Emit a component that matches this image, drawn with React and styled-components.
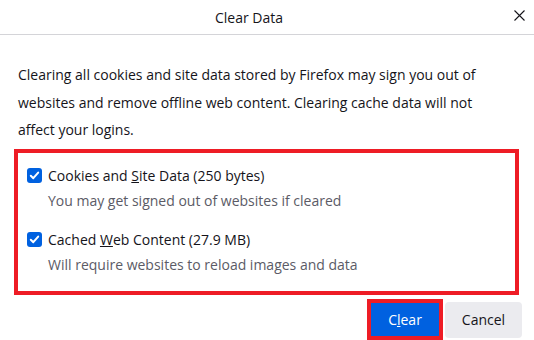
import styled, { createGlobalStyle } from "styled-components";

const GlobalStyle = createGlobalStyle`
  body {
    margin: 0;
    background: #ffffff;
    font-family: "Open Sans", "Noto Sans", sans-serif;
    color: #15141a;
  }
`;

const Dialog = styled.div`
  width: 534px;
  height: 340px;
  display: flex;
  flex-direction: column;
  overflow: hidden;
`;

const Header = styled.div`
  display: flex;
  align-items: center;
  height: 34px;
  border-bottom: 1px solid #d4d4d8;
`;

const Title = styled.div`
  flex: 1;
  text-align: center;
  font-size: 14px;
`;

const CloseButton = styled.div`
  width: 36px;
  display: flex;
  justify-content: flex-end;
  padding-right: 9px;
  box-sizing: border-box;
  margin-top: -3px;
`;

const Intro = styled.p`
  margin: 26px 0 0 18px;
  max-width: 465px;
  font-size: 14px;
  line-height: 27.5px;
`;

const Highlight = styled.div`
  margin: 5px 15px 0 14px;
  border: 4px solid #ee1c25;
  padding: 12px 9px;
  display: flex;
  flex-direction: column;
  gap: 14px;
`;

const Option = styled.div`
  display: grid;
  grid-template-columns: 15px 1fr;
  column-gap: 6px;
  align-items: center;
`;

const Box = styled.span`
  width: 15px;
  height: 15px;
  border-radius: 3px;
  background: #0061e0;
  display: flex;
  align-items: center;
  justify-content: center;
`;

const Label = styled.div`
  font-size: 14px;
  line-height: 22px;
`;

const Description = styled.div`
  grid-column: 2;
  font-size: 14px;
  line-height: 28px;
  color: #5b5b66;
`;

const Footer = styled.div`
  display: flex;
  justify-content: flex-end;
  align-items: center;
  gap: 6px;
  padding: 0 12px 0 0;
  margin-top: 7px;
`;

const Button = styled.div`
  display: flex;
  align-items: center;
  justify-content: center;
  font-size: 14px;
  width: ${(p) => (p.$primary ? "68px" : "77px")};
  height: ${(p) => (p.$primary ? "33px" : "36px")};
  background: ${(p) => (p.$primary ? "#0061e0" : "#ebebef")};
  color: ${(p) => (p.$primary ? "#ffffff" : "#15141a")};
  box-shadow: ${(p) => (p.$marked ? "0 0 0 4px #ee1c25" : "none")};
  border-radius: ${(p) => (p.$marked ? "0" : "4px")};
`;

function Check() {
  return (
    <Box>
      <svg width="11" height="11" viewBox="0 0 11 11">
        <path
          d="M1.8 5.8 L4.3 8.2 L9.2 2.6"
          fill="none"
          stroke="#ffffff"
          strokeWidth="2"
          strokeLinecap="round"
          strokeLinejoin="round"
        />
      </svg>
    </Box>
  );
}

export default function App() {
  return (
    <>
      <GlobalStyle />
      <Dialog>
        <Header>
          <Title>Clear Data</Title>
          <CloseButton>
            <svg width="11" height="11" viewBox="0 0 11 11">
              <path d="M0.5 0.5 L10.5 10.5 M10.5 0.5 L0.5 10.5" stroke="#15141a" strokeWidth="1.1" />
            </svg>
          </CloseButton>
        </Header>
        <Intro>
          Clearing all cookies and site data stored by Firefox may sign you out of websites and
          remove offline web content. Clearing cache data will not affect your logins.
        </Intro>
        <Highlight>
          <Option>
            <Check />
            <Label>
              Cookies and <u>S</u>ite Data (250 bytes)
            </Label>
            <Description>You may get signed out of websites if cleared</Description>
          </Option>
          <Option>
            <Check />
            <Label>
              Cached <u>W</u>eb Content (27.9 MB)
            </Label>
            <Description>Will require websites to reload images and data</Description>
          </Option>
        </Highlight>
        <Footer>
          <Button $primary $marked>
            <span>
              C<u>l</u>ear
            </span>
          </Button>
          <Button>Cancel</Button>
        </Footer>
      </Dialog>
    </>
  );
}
● ● ● ● ●
**What the exercise asks:**
Every line of the data should be copied as it stands, without the images.

**Answer for the task:**
Emit a component that matches this image, drawn with React and styled-components.
import styled, { createGlobalStyle } from "styled-components";

const GlobalStyle = createGlobalStyle`
  body {
    margin: 0;
    background: #ffffff;
    font-family: "Open Sans", "Noto Sans", sans-serif;
    color: #15141a;
  }
`;

const Dialog = styled.div`
  width: 534px;
  height: 340px;
  display: flex;
  flex-direction: column;
  overflow: hidden;
`;

const Header = styled.div`
  display: flex;
  align-items: center;
  height: 34px;
  border-bottom: 1px solid #d4d4d8;
`;

const Title = styled.div`
  flex: 1;
  text-align: center;
  font-size: 14px;
`;

const CloseButton = styled.div`
  width: 36px;
  display: flex;
  justify-content: flex-end;
  padding-right: 9px;
  box-sizing: border-box;
  margin-top: -3px;
`;

const Intro = styled.p`
  margin: 26px 0 0 18px;
  max-width: 465px;
  font-size: 14px;
  line-height: 27.5px;
`;

const Highlight = styled.div`
  margin: 5px 15px 0 14px;
  border: 4px solid #ee1c25;
  padding: 12px 9px;
  display: flex;
  flex-direction: column;
  gap: 14px;
`;

const Option = styled.div`
  display: grid;
  grid-template-columns: 15px 1fr;
  column-gap: 6px;
  align-items: center;
`;

const Box = styled.span`
  width: 15px;
  height: 15px;
  border-radius: 3px;
  background: #0061e0;
  display: flex;
  align-items: center;
  justify-content: center;
`;

const Label = styled.div`
  font-size: 14px;
  line-height: 22px;
`;

const Description = styled.div`
  grid-column: 2;
  font-size: 14px;
  line-height: 28px;
  color: #5b5b66;
`;

const Footer = styled.div`
  display: flex;
  justify-content: flex-end;
  align-items: center;
  gap: 6px;
  padding: 0 12px 0 0;
  margin-top: 7px;
`;

const Button = styled.div`
  display: flex;
  align-items: center;
  justify-content: center;
  font-size: 14px;
  width: ${(p) => (p.$primary ? "68px" : "77px")};
  height: ${(p) => (p.$primary ? "33px" : "36px")};
  background: ${(p) => (p.$primary ? "#0061e0" : "#ebebef")};
  color: ${(p) => (p.$primary ? "#ffffff" : "#15141a")};
  box-shadow: ${(p) => (p.$marked ? "0 0 0 4px #ee1c25" : "none")};
  border-radius: ${(p) => (p.$marked ? "0" : "4px")};
`;

function Check() {
  return (
    <Box>
      <svg width="11" height="11" viewBox="0 0 11 11">
        <path
          d="M1.8 5.8 L4.3 8.2 L9.2 2.6"
          fill="none"
          stroke="#ffffff"
          strokeWidth="2"
          strokeLinecap="round"
          strokeLinejoin="round"
        />
      </svg>
    </Box>
  );
}

export default function App() {
  return (
    <>
      <GlobalStyle />
      <Dialog>
        <Header>
          <Title>Clear Data</Title>
          <CloseButton>
            <svg width="11" height="11" viewBox="0 0 11 11">
              <path d="M0.5 0.5 L10.5 10.5 M10.5 0.5 L0.5 10.5" stroke="#15141a" strokeWidth="1.1" />
            </svg>
          </CloseButton>
        </Header>
        <Intro>
          Clearing all cookies and site data stored by Firefox may sign you out of websites and
          remove offline web content. Clearing cache data will not affect your logins.
        </Intro>
        <Highlight>
          <Option>
            <Check />
            <Label>
              Cookies and <u>S</u>ite Data (250 bytes)
            </Label>
            <Description>You may get signed out of websites if cleared</Description>
          </Option>
          <Option>
            <Check />
            <Label>
              Cached <u>W</u>eb Content (27.9 MB)
            </Label>
            <Description>Will require websites to reload images and data</Description>
          </Option>
        </Highlight>
        <Footer>
          <Button $primary $marked>
            <span>
              C<u>l</u>ear
            </span>
          </Button>
          <Button>Cancel</Button>
        </Footer>
      </Dialog>
    </>
  );
}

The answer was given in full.